In 2024, the Texas Observer reported that Bennett had retained the services of Crowds on Demand, a group known for offering protesters-for-hire, to create a number of advocacy groups that were routinely quoted in articles in Bennett's Dallas Express without their disclosing behind-the-scenes connections. Bennett admitted that his company Ashford had hired Crowds on Demand but otherwise denied the findings of the Texas Observer report, which quoted Emily Bell, the founding director of the Tow Center for Digital Journalism at Columbia Journalism School, who said that the Dallas Express has violated basic journalistic ethics and is deceptive: "Effectively, the business model here is deception. It's not just about them being partisan. It's about them being dishonest and crossing basic lines of journalism. They're not even doing journalism. They're doing P.R., political advertising, or persuasion campaigns."
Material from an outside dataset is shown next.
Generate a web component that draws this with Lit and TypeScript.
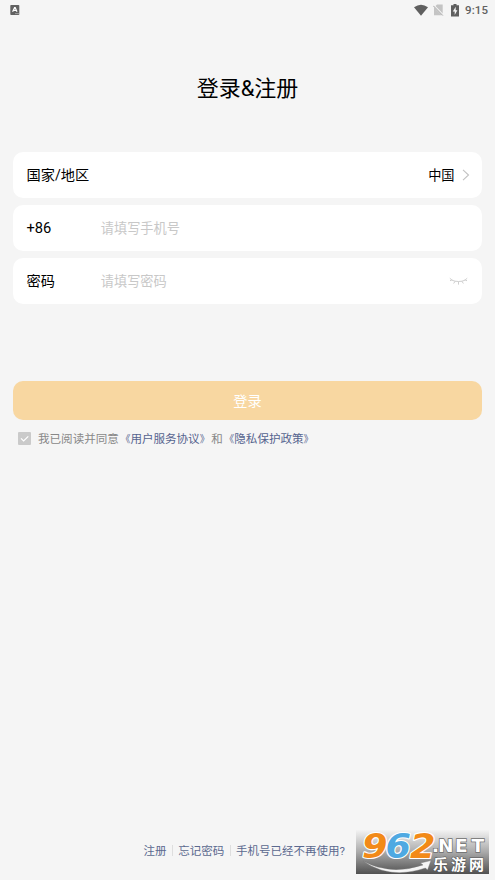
import { LitElement, html, css } from "lit";
import { customElement } from "lit/decorators.js";

@customElement("status-bar")
class StatusBar extends LitElement {
  static styles = css`
    :host { display: flex; align-items: center; height: 20px; padding: 0 6px 0 10px; box-sizing: border-box; }
    svg { display: block; }
    .right { margin-left: auto; display: flex; align-items: center; }
    .wifi { margin-right: 5px; }
    .sim { margin-right: 7px; }
    .battery { margin-right: 6px; }
    .time { font: 500 11.5px/20px Roboto, sans-serif; color: #616161; letter-spacing: 0.1px; width: 24px; white-space: nowrap; }
  `;
  render() {
    return html`
      <svg width="10" height="10" viewBox="0 0 10 10">
        <rect x="0.3" y="0" width="9" height="10" rx="0.8" fill="#626262" />
        <path d="M2.6 6.8 4.6 2.5H5.2L7 6.8M3.5 5.3H6.2" fill="none" stroke="#fff" stroke-width="1.2" />
        <path d="M5 8.6H9" stroke="#bbb" stroke-width="0.7" />
      </svg>
      <div class="right">
        <svg class="wifi" width="14" height="12" viewBox="0 0 14 12">
          <path d="M0 3.2Q7-1.8 14 3.2L7 11.7Z" fill="#5f5f5f" />
        </svg>
        <svg class="sim" width="11" height="12" viewBox="0 0 11 12">
          <path d="M4 .5H9.7V11.2H1V3.5Z" fill="#c4c4c4" />
          <path d="M.3 1.1 10.4 11.5" stroke="#f5f5f5" stroke-width="2" />
          <path d="M.3 1.8 9.8 11.5" stroke="#a3a3a3" stroke-width="1" />
        </svg>
        <svg class="battery" width="8" height="13" viewBox="0 0 8 13">
          <path d="M2.5 0H5.5V1.2H8V12.5H0V1.2H2.5Z" fill="#5f5f5f" />
          <path d="M4.7 2.8 1.8 7.4H3.7V11L6.4 6.2H4.7Z" fill="#f5f5f5" />
        </svg>
        <div class="time">9:15</div>
      </div>
    `;
  }
}

@customElement("site-badge")
class SiteBadge extends LitElement {
  static styles = css`
    :host { display: block; width: 133px; height: 44px; }
    svg { display: block; overflow: visible; }
    .digits { font: italic 700 33.5px "DejaVu Sans", sans-serif; stroke: #fff; stroke-width: 2.2px; paint-order: stroke; stroke-linejoin: round; }
    .orange { fill: #f28a18; }
    .blue { fill: #4fa9e2; }
    .net { font: 700 18.5px "DejaVu Sans", sans-serif; fill: #fff; stroke: #6c6c6c; stroke-width: 1.4px; paint-order: stroke; }
    .name { font: 700 15px "Noto Sans CJK SC", sans-serif; fill: #fff; stroke: #555; stroke-width: 1px; paint-order: stroke; }
  `;
  render() {
    return html`
      <svg width="133" height="44" viewBox="0 0 133 44">
        <defs>
          <linearGradient id="bg" x1="0" y1="0" x2="0" y2="1">
            <stop offset="0" stop-color="#f3f3f3" />
            <stop offset="0.5" stop-color="#aaa" />
            <stop offset="1" stop-color="#505050" />
          </linearGradient>
        </defs>
        <rect width="133" height="44" fill="url(#bg)" />
        <path d="M7 31Q34 46 67 35L64.5 33 75 30.5 71.5 40 69.5 38Q34 50 7 31Z" fill="#f5f5f5" stroke="#777" stroke-width="0.4" />
        <text class="digits orange" x="6" y="28" textLength="25.5" lengthAdjust="spacingAndGlyphs">9</text>
        <text class="digits blue" x="29.5" y="28" textLength="25.5" lengthAdjust="spacingAndGlyphs">6</text>
        <text class="digits orange" x="54" y="28" textLength="25.5" lengthAdjust="spacingAndGlyphs">2</text>
        <text class="net" y="22"><tspan x="76">.</tspan><tspan x="82">N</tspan><tspan x="99">E</tspan><tspan x="115.5">T</tspan></text>
        <text class="name" y="39.5" x="77 95 113">乐游网</text>
      </svg>
    `;
  }
}

@customElement("app-root")
class AppRoot extends LitElement {
  static styles = css`
    :host {
      display: flex; flex-direction: column; position: relative; box-sizing: border-box;
      width: 100%; height: 880px; overflow: hidden; background: #f5f5f5; color: #111;
      font-family: Roboto, "Noto Sans CJK SC", sans-serif;
    }
    h1 { margin: 53px 0 0; font-size: 22px; font-weight: 400; line-height: 32px; text-align: center; color: #000; }
    .form { margin: 47px 13px 0; display: flex; flex-direction: column; gap: 6.8px; }
    .row { display: flex; align-items: center; height: 46px; border-radius: 10px; background: #fff; padding: 0 13.5px; font-size: 14.2px; color: #000; }
    .label, .value { padding-bottom: 1.5px; }
    .row .code { font-size: 14.7px; padding-bottom: 0; }
    .label { width: 74.3px; white-space: nowrap; }
    .value { margin-left: auto; font-size: 13.2px; }
    .hint { font-size: 13.2px; color: #c8c8c8; }
    svg { display: block; flex: none; }
    .chevron { margin: 0 -1px 0 7px; }
    .eye { margin-left: auto; }
    .submit {
      margin: 77px 13px 0; height: 39.4px; border-radius: 10px; background: #f8d7a1; color: #fff;
      display: flex; align-items: center; justify-content: center; font-size: 14.2px;
    }
    .submit span { padding-bottom: 1px; }
    .agree { display: flex; align-items: center; margin: 9.2px 0 0 18px; height: 18px; font-size: 11.55px; color: #888; white-space: nowrap; }
    .check { margin-right: 7px; }
    .link { color: #56648f; display: flex; align-items: center; }
    .open, .close { width: 11.55px; font-size: 10px; display: flex; }
    .open { justify-content: flex-end; }
    .footer { margin: auto 0 21px 143.4px; height: 18px; display: flex; align-items: center; font-size: 11.5px; color: #5b698f; white-space: nowrap; }
    .bar { width: 1px; height: 11px; margin: 0 5.4px; background: #dedede; }
    site-badge { position: absolute; left: 356px; top: 830px; }
  `;
  link(name: string) {
    return html`<span class="link"><span class="open">《</span>${name}<span class="close">》</span></span>`;
  }
  render() {
    return html`
      <status-bar></status-bar>
      <h1>登录&amp;注册</h1>
      <div class="form">
        <div class="row">
          <span class="label">国家/地区</span>
          <span class="value">中国</span>
          <svg class="chevron" width="8" height="12" viewBox="0 0 8 12">
            <path d="M1 .8 6.5 6 1 11.2" fill="none" stroke="#c2c2c2" stroke-width="1.1" />
          </svg>
        </div>
        <div class="row">
          <span class="label code">+86</span><span class="hint">请填写手机号</span>
        </div>
        <div class="row">
          <span class="label">密码</span><span class="hint">请填写密码</span>
          <svg class="eye" width="20" height="8" viewBox="0 0 20 8">
            <path d="M.8 1.2Q2.5 3.6 6 4.2Q9.5 4.8 13 4.2Q16.5 3.6 18.2 1.2M3.2 2.6 1 3.8M6.2 4.2 4.6 6.5M9.5 4.5V7.6M12.8 4.2 14.4 6.5M15.8 2.6 18 3.8" fill="none" stroke="#cfcfcf" stroke-width="1" />
          </svg>
        </div>
      </div>
      <div class="submit"><span>登录</span></div>
      <div class="agree">
        <svg class="check" width="13" height="13" viewBox="0 0 13 13">
          <rect width="13" height="13" rx="1" fill="#cacaca" />
          <path d="M3 6.4 5.6 9 10.3 4.3" fill="none" stroke="#fff" stroke-width="1.2" />
        </svg>
        <span>我已阅读并同意</span>${this.link("用户服务协议")}<span>和</span>${this.link("隐私保护政策")}
      </div>
      <div class="footer">
        <span>注册</span><i class="bar"></i><span>忘记密码</span><i class="bar"></i><span>手机号已经不再使用?</span>
      </div>
      <site-badge></site-badge>
    `;
  }
}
== Political involvement ==

Bennett donated more than $1.1 million to Donald Trump's presidential campaigns and to the Republican National Committee between the 2016 election and May 2020. He has been a supporter of Texas Governor Greg Abbott, and has donated more than $2.5 million to state-level candidates and political action committees in Texas. He is active in the school privatization movement and in efforts to elect more conservatives to school boards. He has been on the advisory boards of Texans for Education Reform and Texans for Education Rights. A 2023 article in The Real Deal about Bennett's increased activities in politics and media said that he has "engaged in many political battles, and won quite a few," particularly relating to local issues in Texas. He backed the proposed Dallas HERO ballot measures in 2024 to make major changes in Dallas city government. Of the three measures, two passed: the first removed sovereign immunity, making it easier to sue the city for not following laws, while the second would require the city to hire 900 additional police officers.

== Personal life ==
Bennett is married and has four children—two from a previous marriage, and two stepchildren. He has lived in the Dallas metroplex for more than 30 years, though he has admitted that he does not live within Dallas city limits. He also owns a 1,500-acre ranch in Athens, Texas, a portion of which has been in his family for three generations. In 2014, he won an out-of-court settlement against the Tarrant Regional Water District to divert a pipeline from running across his property, having created a conservation district on his land and brought endangered animals to live on the land, amongst other exotic animals he already had. He also established a cemetery in the pipeline's path to thwart it.